Dube, who describes himself as an “African poet… born and bred in Zimbabwe,” has dedicated his career to what he calls a “mission of mercy.” His work focuses on children who are often forced to drop out due to a lack of school fees or basic stationery. “I’m an African poet… a philanthropist engaged in a special mission,” Dube said in a recent interview. “I help vulnerable children… who sometimes fail due to school fees. Some approach me for help with registering for examinations.”

The poet’s motivation is deeply rooted in his own childhood trauma. Raised by a widowed mother who passed away before his final exams, Dube became a “child parent” at a young age. He recalls the humiliation of attending school in borrowed uniforms and the struggle of trying to learn without the most basic tools. “I remember some raised by elderly grandparents… their parents are passed on,” Dube explained, noting that many guardians cannot afford books. “They will spend the rest of the time at school without writing, and that is what is contributing to low pass rates.”

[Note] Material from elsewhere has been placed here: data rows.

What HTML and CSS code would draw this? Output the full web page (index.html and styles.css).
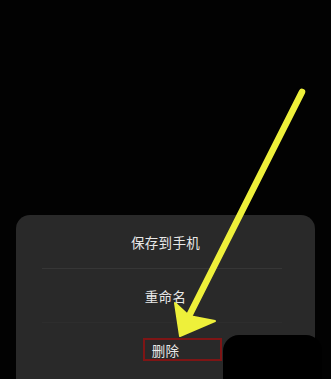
FILE: index.html
```html
<!DOCTYPE html>
<html lang="zh-CN">
<head>
  <meta charset="UTF-8" />
  <meta name="viewport" content="width=device-width, initial-scale=1.0"/>
  <title>文件操作</title>
  <link rel="stylesheet" href="styles.css">
</head>
<body>

<div class="page">
  <!-- Bottom action sheet -->
  <div class="sheet">
    <div class="sheet-item">保存到手机</div>
    <div class="divider"></div>
    <div class="sheet-item">重命名</div>
    <div class="divider faint"></div>
    <div class="sheet-item delete">删除</div>
  </div>

  <!-- Annotations drawn over the screenshot -->
  <div class="mark-box"></div>
  <div class="redact"></div>
  <svg class="arrow" width="331" height="379" viewBox="0 0 331 379">
    <line x1="302" y1="92" x2="188" y2="318" stroke="#eef03a" stroke-width="6.5" stroke-linecap="round"/>
    <polygon points="180,336 175,303 189,316 215,321" fill="#eef03a" stroke="#eef03a" stroke-width="2" stroke-linejoin="round"/>
  </svg>
</div>

</body>
</html>
```

FILE: styles.css
```css
* { margin: 0; padding: 0; box-sizing: border-box; }
html, body {
  width: 331px;
  height: 379px;
  background: #020202;
  overflow: hidden;
}
body {
  font-family: "Noto Sans CJK SC", "Noto Sans", sans-serif;
  color: #e8e8e8;
}
.page {
  position: relative;
  width: 331px;
  height: 379px;
  display: flex;
  flex-direction: column;
  padding-top: 215px;
}
.sheet {
  flex: 1;
  margin: 0 16px 0 16px;
  background: #292929;
  border-radius: 14px 14px 0 0;
  display: flex;
  flex-direction: column;
}
.sheet-item {
  height: 53px;
  display: flex;
  align-items: center;
  justify-content: center;
  font-size: 13.5px;
  letter-spacing: 0.3px;
}
.divider {
  height: 1px;
  margin: 0 33px 0 26px;
  background: #363636;
}
.divider.faint { background: #2d2d2d; }

.mark-box {
  position: absolute;
  left: 143px;
  top: 338px;
  width: 79px;
  height: 23px;
  border: 2px solid #7e1515;
}
.redact {
  position: absolute;
  left: 223px;
  top: 335px;
  width: 99px;
  height: 60px;
  background: #000;
  border-radius: 16px;
}
.arrow {
  position: absolute;
  left: 0;
  top: 0;
}
```
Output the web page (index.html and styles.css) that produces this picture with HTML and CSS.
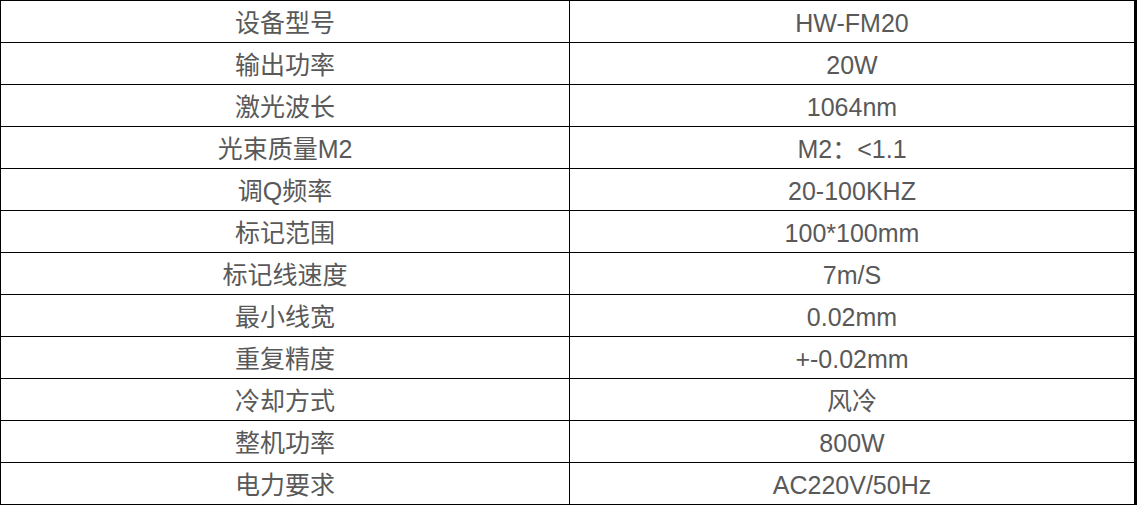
FILE: index.html
```html
<!DOCTYPE html>
<html lang="zh-CN">
<head>
<meta charset="utf-8">
<title>参数表</title>
<link rel="stylesheet" href="styles.css">
</head>
<body>
<table class="spec">
<tbody>
<tr><td class="k">设备型号</td><td class="v">HW-FM20</td></tr>
<tr><td class="k">输出功率</td><td class="v">20W</td></tr>
<tr><td class="k">激光波长</td><td class="v">1064nm</td></tr>
<tr><td class="k">光束质量M2</td><td class="v">M2：&lt;1.1</td></tr>
<tr><td class="k">调Q频率</td><td class="v">20-100KHZ</td></tr>
<tr><td class="k">标记范围</td><td class="v">100*100mm</td></tr>
<tr><td class="k">标记线速度</td><td class="v">7m/S</td></tr>
<tr><td class="k">最小线宽</td><td class="v">0.02mm</td></tr>
<tr><td class="k">重复精度</td><td class="v">+-0.02mm</td></tr>
<tr><td class="k">冷却方式</td><td class="v">风冷</td></tr>
<tr><td class="k">整机功率</td><td class="v">800W</td></tr>
<tr><td class="k">电力要求</td><td class="v">AC220V/50Hz</td></tr>
</tbody>
</table>
</body>
</html>
```

FILE: styles.css
```css
html, body {
  margin: 0;
  padding: 0;
  background: #fff;
}

.spec {
  width: 1137px;
  border-collapse: collapse;
  table-layout: fixed;
  font-family: "Liberation Sans", "Noto Sans CJK SC", sans-serif;
  font-size: 25px;
  color: #595959;
  border-right: 3px solid #000;
  border-bottom: 3px solid #000;
}

.spec td {
  border: 1px solid #000;
  height: 38px;
  padding: 3px 0 0;
  text-align: center;
  vertical-align: middle;
  line-height: 38px;
}

.spec td.k {
  width: 568px;
}
```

To fund this initiative, Dube allocates 30 percent of his earnings from every performance to purchase stationery and pay school fees. His reach has expanded to districts including Nkayi, Binga, Lupane, and Hwange. While he started alone, his social media presence has attracted global support, including a Zimbabwean-born UK citizen who recently donated football kits for the schools. “This is a different thing collectively that builds helping our own communities,” Dube said.